▶ [Work instructions]: Skip any picture you find and retype all the remaining lines exactly.

▶ [Given data]:
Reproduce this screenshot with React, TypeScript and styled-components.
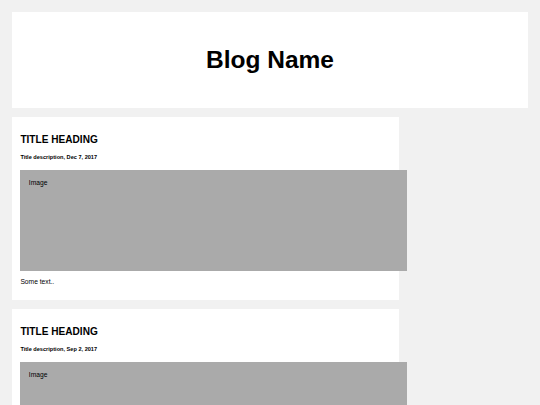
import React from "react";
import styled, { createGlobalStyle } from "styled-components";

const GlobalStyle = createGlobalStyle`
  html, body { margin: 0; }
  body {
    background: #f1f1f1;
    padding: 12px;
    font-family: "Liberation Sans", Arial, sans-serif;
    color: #000;
    overflow: hidden;
  }
`;

const Header = styled.header`
  background: #fff;
  height: 96.4px;
  display: flex;
  align-items: center;
  justify-content: center;
`;

const BlogTitle = styled.h1`
  margin: 0;
  font-size: 24.5px;
  font-weight: bold;
  line-height: 1.15;
`;

const Row = styled.div`
  display: flex;
  align-items: flex-start;
`;

const LeftColumn = styled.main`
  width: 75%;
  display: flex;
  flex-direction: column;
`;

const RightColumn = styled.aside`
  width: 25%;
`;

const Card = styled.article`
  background: #fff;
  padding: 8.4px;
  margin-top: 8.4px;
  display: flow-root;
`;

const Heading = styled.h2`
  font-size: 10.1px;
  font-weight: bold;
  line-height: 1.15;
  margin: 8.4px 0 0;
`;

const Meta = styled.h5`
  font-size: 5.6px;
  font-weight: bold;
  line-height: 1.15;
  margin: 9.3px 0;
`;

const FakeImage = styled.div<{ $h: number }>`
  background: #aaa;
  box-sizing: content-box;
  width: 100%;
  height: ${(p) => p.$h}px;
  padding: 8.4px;
  font-size: 6.7px;
  line-height: 1.15;
`;

const Text = styled.p`
  font-size: 6.7px;
  line-height: 1.15;
  margin: 6.7px 0;
`;

const posts = [
  { title: "TITLE HEADING", date: "Dec 7, 2017" },
  { title: "TITLE HEADING", date: "Sep 2, 2017" },
];

export default function App() {
  return (
    <>
      <GlobalStyle />
      <Header>
        <BlogTitle>Blog Name</BlogTitle>
      </Header>
      <Row>
        <LeftColumn>
          {posts.map((p, i) => (
            <Card key={i}>
              <Heading>{p.title}</Heading>
              <Meta>Title description, {p.date}</Meta>
              <FakeImage $h={84}>Image</FakeImage>
              <Text>Some text..</Text>
            </Card>
          ))}
        </LeftColumn>
        <RightColumn />
      </Row>
    </>
  );
}
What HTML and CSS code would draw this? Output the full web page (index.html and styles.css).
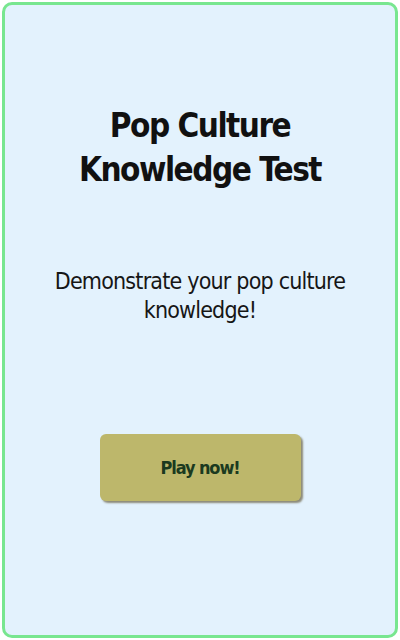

▶ [Result of the task]:
Reproduce this screenshot with React, TypeScript and styled-components.
import React from "react";
import styled, { createGlobalStyle } from "styled-components";

const GlobalStyle = createGlobalStyle`
  html, body { margin: 0; }
  body {
    background: #f1f1f1;
    padding: 12px;
    font-family: "Liberation Sans", Arial, sans-serif;
    color: #000;
    overflow: hidden;
  }
`;

const Header = styled.header`
  background: #fff;
  height: 96.4px;
  display: flex;
  align-items: center;
  justify-content: center;
`;

const BlogTitle = styled.h1`
  margin: 0;
  font-size: 24.5px;
  font-weight: bold;
  line-height: 1.15;
`;

const Row = styled.div`
  display: flex;
  align-items: flex-start;
`;

const LeftColumn = styled.main`
  width: 75%;
  display: flex;
  flex-direction: column;
`;

const RightColumn = styled.aside`
  width: 25%;
`;

const Card = styled.article`
  background: #fff;
  padding: 8.4px;
  margin-top: 8.4px;
  display: flow-root;
`;

const Heading = styled.h2`
  font-size: 10.1px;
  font-weight: bold;
  line-height: 1.15;
  margin: 8.4px 0 0;
`;

const Meta = styled.h5`
  font-size: 5.6px;
  font-weight: bold;
  line-height: 1.15;
  margin: 9.3px 0;
`;

const FakeImage = styled.div<{ $h: number }>`
  background: #aaa;
  box-sizing: content-box;
  width: 100%;
  height: ${(p) => p.$h}px;
  padding: 8.4px;
  font-size: 6.7px;
  line-height: 1.15;
`;

const Text = styled.p`
  font-size: 6.7px;
  line-height: 1.15;
  margin: 6.7px 0;
`;

const posts = [
  { title: "TITLE HEADING", date: "Dec 7, 2017" },
  { title: "TITLE HEADING", date: "Sep 2, 2017" },
];

export default function App() {
  return (
    <>
      <GlobalStyle />
      <Header>
        <BlogTitle>Blog Name</BlogTitle>
      </Header>
      <Row>
        <LeftColumn>
          {posts.map((p, i) => (
            <Card key={i}>
              <Heading>{p.title}</Heading>
              <Meta>Title description, {p.date}</Meta>
              <FakeImage $h={84}>Image</FakeImage>
              <Text>Some text..</Text>
            </Card>
          ))}
        </LeftColumn>
        <RightColumn />
      </Row>
    </>
  );
}
What HTML and CSS code would draw this? Output the full web page (index.html and styles.css).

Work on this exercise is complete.